As for the harassment that women and girls face online, the hate will simply follow you offline. We live in a hateful and misogynistic society, and the way that people act in the online world tends to be a reflection of the attitudes that people hold in the real world. It does not help us to hide behind ridding ourselves of these technologies. We need to continue addressing misogyny in our non-online lives in order for more civilized attitudes to take hold online.

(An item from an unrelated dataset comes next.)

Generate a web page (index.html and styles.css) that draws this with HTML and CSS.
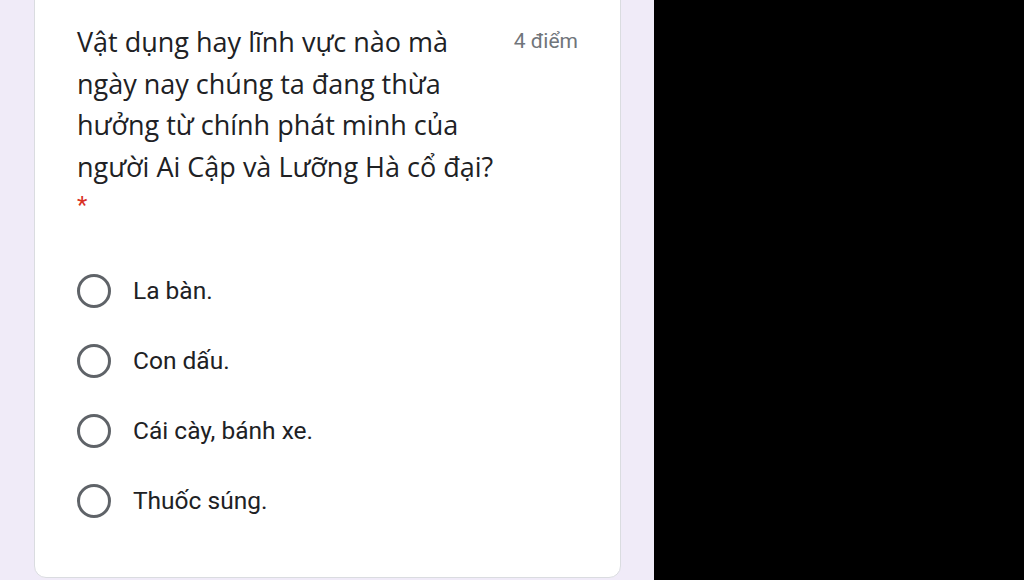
FILE: index.html
```html
<!DOCTYPE html>
<html lang="vi">
<head>
    <meta charset="UTF-8">
    <title>Câu hỏi</title>
    <link rel="stylesheet" href="styles.css">
</head>
<body>
    <div class="form-side">
        <div class="card">
            <div class="question-head">
                <div class="question-title">Vật dụng hay lĩnh vực nào mà ngày nay chúng ta đang thừa hưởng từ chính phát minh của người Ai Cập và Lưỡng Hà cổ đại?</div>
                <div class="points">4 điểm</div>
            </div>
            <div class="required">*</div>
            <div class="options">
                <label class="option"><span class="radio"></span><span class="option-text">La bàn.</span></label>
                <label class="option"><span class="radio"></span><span class="option-text">Con dấu.</span></label>
                <label class="option"><span class="radio"></span><span class="option-text">Cái cày, bánh xe.</span></label>
                <label class="option"><span class="radio"></span><span class="option-text">Thuốc súng.</span></label>
            </div>
        </div>
    </div>
    <div class="black-side"></div>
</body>
</html>
```

FILE: styles.css
```css
body {
    margin: 0;
    height: 580px;
    display: flex;
    overflow: hidden;
    font-family: Roboto, "Liberation Sans", sans-serif;
    color: #202124;
}

.form-side {
    width: 654px;
    background: #f0ebf8;
}

.black-side {
    flex: 1;
    background: #000;
}

.card {
    box-sizing: border-box;
    margin: -20px 0 0 34px;
    width: 587px;
    height: 598px;
    background: #fff;
    border: 1.5px solid #dadce0;
    border-radius: 12px;
    padding: 40px 42px 0 42px;
}

.question-head {
    display: flex;
    justify-content: space-between;
}

.question-title {
    width: 430px;
    font-family: "Open Sans", sans-serif;
    font-size: 27px;
    line-height: 41.5px;
}

.points {
    font-size: 21px;
    color: #70757a;
    padding-top: 8px;
}

.required {
    color: #d93025;
    font-size: 24px;
    line-height: 30px;
    margin-top: 3px;
}

.options {
    display: flex;
    flex-direction: column;
    gap: 35px;
    margin-top: 53px;
}

.option {
    display: flex;
    align-items: center;
    gap: 22px;
    height: 35px;
}

.radio {
    box-sizing: border-box;
    width: 34px;
    height: 34px;
    border: 3px solid #5f6368;
    border-radius: 50%;
}

.option-text {
    font-size: 24.5px;
}
```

We also need to repeal Section 230 (as suggested in “Miss Representation: Rise Up” by former Secretary of State Hillary Rodham Clinton), because if we would begin holding companies accountable for what is posted to their platforms, we would very quickly see a change in what type of behavior is allowed to continue unabated on platforms like X and Instagram. Regarding AI deepfakes, it might surprise some to learn that the US government passed a bill in 2025 — the TAKE IT DOWN Act — to combat the publishing of revenge porn along with deepfakes. Tech is basically the Wild West, as there is almost no regulation set to rein them in, so seeing government action is encouraging. Age verification laws that have been in the public discourse recently sound like a good idea — that is, until you realize that enacting these laws raise legitimate privacy, surveillance, and discrimination concerns. Governments should consider tabling this idea and going back to the drawing board.

Nothing will ultimately improve online until we have data protection laws in the United States similar to those of other countries (and some US states like California). Online safety should be a priority, but not at the expense of citizens’ ability to maintain privacy. Though there is no explicit right to privacy in the US Constitution, there should not have to be — allowing citizens to have privacy is the humane thing to do. We should ask ourselves why TikTok was targeted as an unsafe, untrustworthy platform when Facebook, Instagram, X, and others (which happen to be US owned) have broken the trust of their users through surveillance & data extraction and facilitated the harassment of its users. Every one of these social media and AI companies need to be regulated equally, and both the safety and privacy of users should be prioritized.

In the meantime, the most effective way to combat the issues experienced in the online world is to go and touch grass. Looking at the many problems with being online these days, it is easy to see why so many have been moving towards analog culture in 2026. While we might not quite be at a point where we can all abandon the Internet wholesale, it might be worth putting down our phones and laptops for a while. Learn to market our businesses offline. Hang out with our friends and family offline. Take a walk down the street without staring into our phone screens and bumping into someone walking towards us. Be a part of the real world.

It might make the online world that much better when we do decide to use it.